A standard spreadsheet is a two-dimensional matrix. One example would be
a spreadsheet of regional sales by product for a particular time period.
Products could be shown as rows, with sales revenues for each region comprising
the columns. (Figure 29.2 shows this two-dimensional organization.) Adding a
such as an organization’s fiscal quarters, would produce a three-dimensional
matrix, which could be represented using a data cube.
Figure 29.3 shows a three-dimensional data cube that organizes product
sales data by fiscal quarters and sales regions. Each cell could contain data
for a specific product,
specific fiscal quarter, and specific region. By including additional
dimensions, a data hypercube could be produced, although more than three
dimensions cannot be easily visualized or graphically presented. The data can
be queried directly in any combination of dimensions, bypassing complex
database queries. Tools exist for viewing data according to the user’s choice
Changing from one-dimensional hierarchy (orientation) to another is
easily accomplished in a data cube with a technique called pivoting (also called rotation). In this technique the data
cube can be thought of as rotating to show a different orientation of the
axes. For example, you might pivot the data cube to show regional sales
revenues as rows, the fiscal quarter revenue totals as columns, and the
company’s products in the third dimension (Figure 29.4). Hence, this technique
is equivalent to having a regional sales table for each product separately,
where each table shows quarterly sales for that product region by region.
Multidimensional models lend themselves readily to hierarchical views in
what is known as roll-up display and drill-down display. A roll-up display moves up the hierarchy, grouping into larger units
along a dimension (for example, summing weekly data by quarter or by year).

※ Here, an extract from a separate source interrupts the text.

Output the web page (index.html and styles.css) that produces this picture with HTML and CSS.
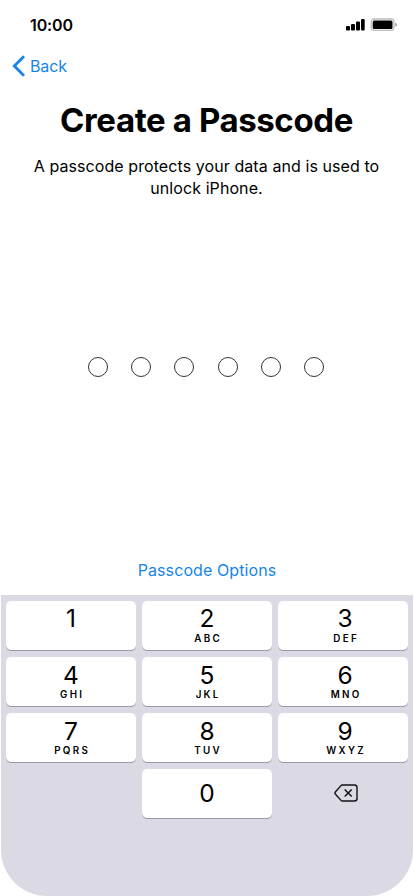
FILE: index.html
```html
<!DOCTYPE html>
<html lang="en">
<head>
<meta charset="utf-8">
<meta name="viewport" content="width=device-width, initial-scale=1">
<title>Create a Passcode</title>
<link rel="stylesheet" href="styles.css">
</head>
<body>
<div class="screen">
  <header class="status">
    <span class="time">10:00</span>
    <svg class="indicators" width="52" height="14" viewBox="0 0 52 14" aria-hidden="true">
      <rect x="0" y="8" width="4" height="4.500" rx="1"/>
      <rect x="5" y="6" width="4" height="6.500" rx="1"/>
      <rect x="10" y="3.500" width="4" height="9" rx="1"/>
      <rect x="15" y="1" width="3.700" height="11.500" rx="1"/>
      <rect x="25.200" y="1" width="22.800" height="11.300" rx="3" fill="#fff" stroke="#bdbdbd" stroke-width="1.300"/>
      <rect x="26.700" y="2.500" width="19.800" height="8.500" rx="1.500"/>
      <path d="M49.300 4.800Q51 5.300 51 6.700T49.300 8.600Z" fill="#999"/>
    </svg>
  </header>
  <nav class="nav">
    <svg width="13" height="22" viewBox="0 0 13 22" aria-hidden="true"><path d="M12 1.200 2.300 11l9.700 9.800" fill="none" stroke="#1685e8" stroke-width="2.800"/></svg>
    <span class="back">Back</span>
  </nav>
  <main class="content">
    <h1>Create a Passcode</h1>
    <p>A passcode protects your data and is used to<br>unlock iPhone.</p>
    <div class="dots"><i></i><i></i><i></i><i></i><i></i><i></i></div>
    <a class="options">Passcode Options</a>
  </main>
  <section class="keypad">
    <div class="key top"><b>1</b></div>
    <div class="key top"><b>2</b><small>ABC</small></div>
    <div class="key top right"><b>3</b><small>DEF</small></div>
    <div class="key"><b>4</b><small>GHI</small></div>
    <div class="key"><b>5</b><small>JKL</small></div>
    <div class="key right"><b>6</b><small>MNO</small></div>
    <div class="key"><b>7</b><small>PQRS</small></div>
    <div class="key"><b>8</b><small>TUV</small></div>
    <div class="key right"><b>9</b><small>WXYZ</small></div>
    <div></div>
    <div class="key zero"><b>0</b></div>
    <div class="delete">
      <svg width="24" height="18" viewBox="0 0 24 18" fill="none" stroke="#111118" stroke-width="1.400" stroke-linejoin="round" aria-hidden="true">
        <path d="M8.300 1H20.500Q23 1 23 3.500v11q0 2.500-2.500 2.500H8.300Q7.600 17 7 16.400L1.300 10Q.6 9 1.300 8L7 1.600Q7.600 1 8.300 1Z"/>
        <path d="m10.700 5.500 7 7m0-7-7 7" stroke-width="1.500"/>
      </svg>
    </div>
  </section>
</div>
</body>
</html>
```
FILE: styles.css
```css
* { box-sizing: border-box; }
body {
  margin: 0;
  background: #fff;
  color: #000;
  font-family: Inter, "Liberation Sans", sans-serif;
}
.screen {
  width: 414px;
  height: 896px;
  display: flex;
  flex-direction: column;
  overflow: hidden;
}
.status {
  height: 50px;
  padding: 0 16px 0 30px;
  display: flex;
  align-items: center;
  justify-content: space-between;
}
.time { font-size: 16px; font-weight: 600; line-height: 20px; letter-spacing: -0.1px; }
.indicators { display: block; }
.nav {
  height: 32px;
  padding-left: 12px;
  display: flex;
  align-items: center;
  gap: 5px;
  color: #1685e8;
}
.back { font-size: 16px; line-height: 20px; letter-spacing: -0.1px; }
.content {
  height: 513px;
  padding: 17px 1px 0 0;
  display: flex;
  flex-direction: column;
  align-items: center;
  text-align: center;
}
h1 {
  margin: 0;
  font-size: 33px;
  line-height: 42px;
  font-weight: 700;
  letter-spacing: -0.4px;
  white-space: nowrap;
}
p {
  margin: 14px 0 0;
  font-size: 16px;
  line-height: 22px;
  letter-spacing: 0.08px;
  white-space: nowrap;
}
.dots {
  margin: 158px 1px 0 0;
  width: 236px;
  display: flex;
  justify-content: space-between;
}
.dots i {
  width: 20px;
  height: 20px;
  border: 1.5px solid #333;
  border-radius: 50%;
}
.options {
  margin: 182px 0 0 1px;
  color: #1685e8;
  font-size: 16px;
  line-height: 22px;
  letter-spacing: 0.1px;
}
.keypad {
  height: 301px;
  margin: 0 1px;
  padding: 6px 5px;
  background: #dbdae4;
  border-radius: 0 0 46px 46px;
  display: grid;
  grid-template-columns: repeat(3, 130px);
  grid-auto-rows: 49px;
  align-content: start;
  gap: 7px 6px;
}
.key {
  padding-top: 4px;
  background: #fff;
  border-radius: 5px;
  box-shadow: 0 1px 0 #9b9aa2;
  display: flex;
  flex-direction: column;
  align-items: center;
}
.key b { font-size: 24.5px; line-height: 29px; font-weight: 400; }
.key small {
  margin: -1px -2.3px 0 0;
  font-size: 9.8px;
  line-height: 12px;
  font-weight: 600;
  letter-spacing: 2.3px;
}
.top { padding-top: 3px; }
.top small { margin-top: 0; }
.right { padding-left: 4px; }
.zero { padding-top: 10px; }
.delete {
  display: flex;
  align-items: center;
  justify-content: center;
  padding: 0 0 2px 5px;
}
```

Figure 29.5 shows a roll-up display that moves from individual products to a
coarser-grain of product categories. Shown in Figure 29.6, a drill-down display provides the
opposite capability, furnishing a finer-grained view, perhaps disaggregating
country sales by region and then regional sales by subregion and also breaking
up products by styles.
The multidimensional storage model involves two types of tables:
dimension tables and fact tables. A dimension
table consists of tuples of attributes of the dimension. A fact table can be thought of as having
tuples, one per a recorded fact. This fact contains some measured or observed
variable(s) and identifies it (them) with pointers to dimension tables. The
fact table contains the data, and the dimensions identify each tuple in that
data. Figure 29.7 contains an example of a fact table that can be viewed from
the perspective of multiple dimension tables.

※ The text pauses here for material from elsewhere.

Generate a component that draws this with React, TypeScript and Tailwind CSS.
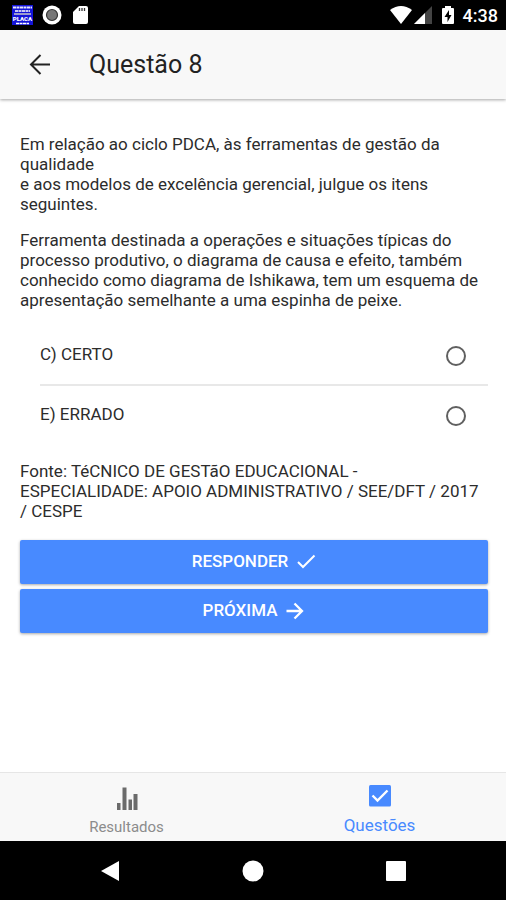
import { useState } from 'react';

const options = [
  { id: 'C', label: 'C) CERTO' },
  { id: 'E', label: 'E) ERRADO' },
];

const StatusBar = () => (
  <div className="flex h-[30px] shrink-0 items-center justify-between bg-black px-2 text-white">
    <div className="flex items-center gap-2 pl-1">
      <svg viewBox="0 0 21 20" className="h-5 w-[21px]">
        <rect width="21" height="20" fill="#1414d8" />
        <path d="M1 2.5H20" stroke="#e4e4fa" strokeWidth="2.2" strokeDasharray="3 0.5" />
        <path d="M3 6H18" stroke="#c8c8f4" strokeWidth="2" strokeDasharray="3 0.5" />
        <path d="M2 9H19" stroke="#9c9ccc" strokeWidth="2" />
        <text x="10.5" y="16" textAnchor="middle" fontFamily="Roboto, sans-serif" fontSize="6" fontWeight="900" fill="#fff">PLACA</text>
        <path d="M4 18.5H17" stroke="#fff" strokeWidth="1.5" strokeDasharray="3 0.5" />
      </svg>
      <svg viewBox="0 0 22 20" className="h-5 w-[22px]">
        <circle cx="11" cy="10" r="9.5" fill="#fff" />
        <circle cx="11" cy="10" r="5.5" fill="#777" stroke="#333" strokeWidth="1.2" />
      </svg>
      <svg viewBox="0 0 20 20" className="size-5">
        <path d="M8 1H15Q17 1 17 3V17Q17 19 15 19H4Q2 19 2 17V7Z" fill="#fff" />
        <path d="M8.500 3V6M11 3V6M13.500 3V6" stroke="#333" strokeWidth="1.3" />
      </svg>
    </div>
    <div className="flex items-center">
      <svg viewBox="0 0 24 20" className="h-5 w-6">
        <path d="M1 5Q12 -3 23 5L12 19Z" fill="#fff" />
      </svg>
      <svg viewBox="0 0 20 20" className="size-5">
        <path d="M1 19L19 1V19Z" fill="#444" />
        <path d="M1 19L12 8V19Z" fill="#fff" />
      </svg>
      <svg viewBox="0 0 14 20" className="ml-2 h-5 w-[14px]">
        <path d="M4 1H10V3H12Q13 3 13 4V18Q13 19 12 19H2Q1 19 1 18V4Q1 3 2 3H4Z" fill="#fff" />
        <path d="M8 5L3.500 12H6.500V17L10.500 10H8Z" fill="#000" />
      </svg>
      <span className="ml-2 pt-px text-lg leading-5 font-medium">4:38</span>
    </div>
  </div>
);

const Header = () => (
  <header className="z-10 flex h-[69px] shrink-0 items-center bg-[#f8f8f8] px-7 shadow-[0_1px_3px_rgba(0,0,0,0.35)]">
    <button type="button" aria-label="Voltar" className="text-[#222]">
      <svg viewBox="0 0 24 24" className="size-6" fill="none" stroke="currentColor" strokeWidth="2">
        <path d="M22 11.500H3M12.500 2L3 11.500L12.500 21" />
      </svg>
    </button>
    <h1 className="ml-[37px] text-[25px] font-normal text-[#222]">Questão 8</h1>
  </header>
);

const NavBar = () => (
  <div className="flex h-[59px] shrink-0 items-center justify-center gap-[121px] bg-black text-white">
    <button type="button" aria-label="Anterior">
      <svg viewBox="0 0 22 22" className="size-[22px]" fill="currentColor">
        <path d="M2 11L20 1V21Z" />
      </svg>
    </button>
    <button type="button" aria-label="Início">
      <svg viewBox="0 0 22 22" className="size-[22px]" fill="currentColor">
        <circle cx="11" cy="11" r="10.500" />
      </svg>
    </button>
    <button type="button" aria-label="Recentes">
      <svg viewBox="0 0 22 22" className="size-[22px]" fill="currentColor">
        <rect x="1" y="1" width="20" height="20" rx="1" />
      </svg>
    </button>
  </div>
);

const App = () => {
  const [answer, setAnswer] = useState('');

  return (
    <div className="flex min-h-screen flex-col bg-white font-[Roboto,sans-serif] text-[#2c2c2c]">
      <StatusBar />
      <Header />

      <main className="flex-1 pt-[35px] pr-[18px] pl-5 text-[17px] leading-5">
        <p>
          Em relação ao ciclo PDCA, às ferramentas de gestão da qualidade
          <br />
          e aos modelos de excelência gerencial, julgue os itens seguintes.
        </p>
        <p className="mt-4">
          Ferramenta destinada a operações e situações típicas do processo produtivo, o diagrama de
          causa e efeito, também conhecido como diagrama de Ishikawa, tem um esquema de apresentação
          semelhante a uma espinha de peixe.
        </p>

        <div className="mt-[17px] pl-5">
          {options.map((option) => (
            <label
              key={option.id}
              className="flex h-[59px] items-center justify-between border-b-2 border-[#e8e8e8] pr-[22px] last:border-b-0"
            >
              <span className="pb-1">{option.label}</span>
              <input
                type="radio"
                name="answer"
                value={option.id}
                checked={answer === option.id}
                onChange={() => setAnswer(option.id)}
                className="size-5 appearance-none rounded-full border-2 border-[#606060] checked:border-[6px] checked:border-[#488aff]"
              />
            </label>
          ))}
        </div>

        <p className="mt-4">
          Fonte: TéCNICO DE GESTãO EDUCACIONAL - ESPECIALIDADE: APOIO ADMINISTRATIVO / SEE/DFT / 2017
          / CESPE
        </p>

        <div className="mt-[19px] flex flex-col gap-[5px] font-medium text-white">
          <button type="button" className="flex h-11 items-center justify-center gap-2 rounded-xs bg-[#488aff] pb-0.5 shadow-[0_1px_3px_rgba(0,0,0,0.35)]">
            RESPONDER
            <svg viewBox="0 0 20 20" className="size-5" fill="none" stroke="currentColor" strokeWidth="2">
              <path d="M2 11L7 16L18.500 4.500" />
            </svg>
          </button>
          <button type="button" className="flex h-11 items-center justify-center gap-2 rounded-xs bg-[#488aff] pb-0.5 shadow-[0_1px_3px_rgba(0,0,0,0.35)]">
            PRÓXIMA
            <svg viewBox="0 0 20 20" className="size-5" fill="none" stroke="currentColor" strokeWidth="2.300">
              <path d="M1.500 11H16M9.500 3.500L17 11L9.500 18.500" />
            </svg>
          </button>
        </div>
      </main>

      <nav className="flex h-[69px] shrink-0 border-t border-[#e6e6e6] bg-[#f8f8f8]">
        <a href="#resultados" className="flex flex-1 flex-col items-center pt-3 text-[15px] text-[#8c8c8c]">
          <svg viewBox="0 0 24 26" className="h-[26px] w-6" fill="#6b6b6b">
            <path d="M2 18H5.500V25H2ZM7.500 2.500H11.500V25H7.500ZM13.500 14.500H17V25H13.500ZM18.500 9H22.500V25H18.500Z" />
          </svg>
          <span className="mt-1 leading-6">Resultados</span>
        </a>
        <a href="#questoes" className="flex flex-1 flex-col items-center pt-3 text-[17px] text-[#488aff]">
          <svg viewBox="0 0 24 24" className="size-6">
            <rect x="1" y="0" width="22" height="21.500" rx="1.500" fill="#488aff" />
            <path d="M4.500 10.500L9.500 15.500L19.500 5.500" fill="none" stroke="#fff" strokeWidth="2.400" />
          </svg>
          <span className="mt-1 leading-6">Questões</span>
        </a>
      </nav>
      <NavBar />
    </div>
  );
};

export default App;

Two common multidimensional schemas are the star schema and the snowflake
schema. The star schema consists of
a fact table with a single table for each dimension (Figure 29.7). The snowflake schema is a variation on the
star schema in which
the dimensional tables from a star schema are organized into a hierarchy
by normalizing them (Figure 29.8). Some installations are normalizing data
warehouses up to the third normal form so that they can access the data
warehouse to the finest level of detail. A fact
constellation is a set of fact tables that share some dimension tables.
Figure 29.9 shows a fact constellation with two fact tables, business results
and business forecast. These share the dimension table called product. Fact
constellations limit the possible queries for the warehouse.
Data warehouse storage also utilizes indexing techniques to support
high-performance access (see Chapter 18 for a discussion of indexing). A
technique called bitmap indexing
constructs a bit vector for each value in a domain (column)
being indexed. It works very well for domains of low cardinality. There
is a 1 bit placed in the jth position
in the vector if the jth row contains
the value being indexed. For example, imagine an inventory of 100,000 cars with
a bitmap index on car size. If there are four car sizes—economy, compact,
mid-size, and full-size— there will be four bit vectors, each containing
100,000 bits (12.5K) for a total index size of 50K. Bitmap indexing can provide
considerable input/output and storage space advantages in low-cardinality domains.
With bit vectors a bitmap index can provide dramatic improvements in
comparison, aggregation, and join performance.
In a star schema, dimensional data can be indexed to tuples in the fact
table by join indexing. Join indexes are traditional indexes to maintain
relationships between primary key
and foreign key values. They relate the values of a dimension of a star schema
to rows in the fact table. For example, consider a sales fact table that has
city and fiscal quarter as dimensions. If there is a join index on city, for
each city the join index maintains the tuple IDs of tuples containing that
city. Join indexes may involve multiple dimensions.
Data warehouse storage can facilitate access to summary data by taking
further advantage of the nonvolatility of data warehouses and a degree of
predictability of the analyses that will be performed using them. Two
approaches have been used: (1) smaller tables including summary data such as
quarterly sales or revenue by product line, and (2) encoding of level (for
example, weekly, quarterly, annual) into existing tables. By comparison, the
overhead of creating and maintaining such aggregations would likely be
excessive in a volatile, transaction-oriented database.